Description of problem: A qpidd process started as a job with: Executable = /usr/sbin/qpidd Universe = vanilla arguments = -t --auth no --data-dir /home/whenry/.qpidd Log = qpidd.log Output = output.log Queue Using condor_hold or condor_rm to shutdown the qpidd job often leaves behind the lock file in the data-dir. This means removing the lock explicitly from the command line. A graceful shutdown was witnessed once using condor_hold and condor_rm combination and resubmitting but not always - in fact a graceful shutdown only witnessed once. An explicit "kill" on the process does 'cause a graceful shutdown. Version-Release number of selected component (if applicable): How reproducible: Use the job file above. condor_submit my_qpid_job Run condor_q a few times until you see that the job is running.

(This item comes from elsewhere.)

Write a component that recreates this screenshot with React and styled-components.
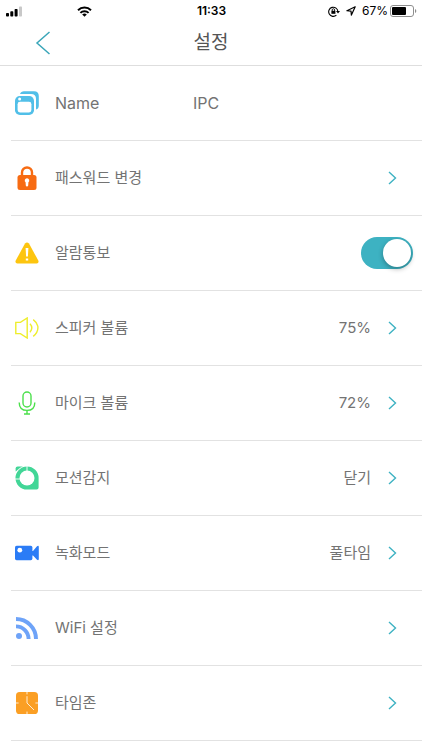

Using the job ID run either condor_rm or the combination condor_hold and condor_rm. Resubmit the job. Watch as the job starts to run and then drops off the running queue. In fact you don't even have to resubmit because you can run "ls" on the data-dir and see the lock file. The qpidd will not run while that lock file is still there. Steps to Reproduce: See above 1. 2. 3. Actual results: Expected results: Additional info:
William, The lock file in the data-dir is not deleted on a clean qpidd shutdown. The fact that the file is still there is not in itself a problem. Furthermore, killing the qpidd process (even with kill -9) properly cleans up the lock. Did you ever see the following message? Cannot lock <data-dir>/lock: Resource temporarily unavailable This is the only indication you will get that there is a lock contention problem, and it only happens when two qpidd processes are vying for the same data directory. -Ted
I need to retest this and see what happens. (it seems so long ago now).
This is not critical for 1.1. as I don't know of any customer that is actually running brokers as a job. So I've pushed to 1.1.1. I'll retest then.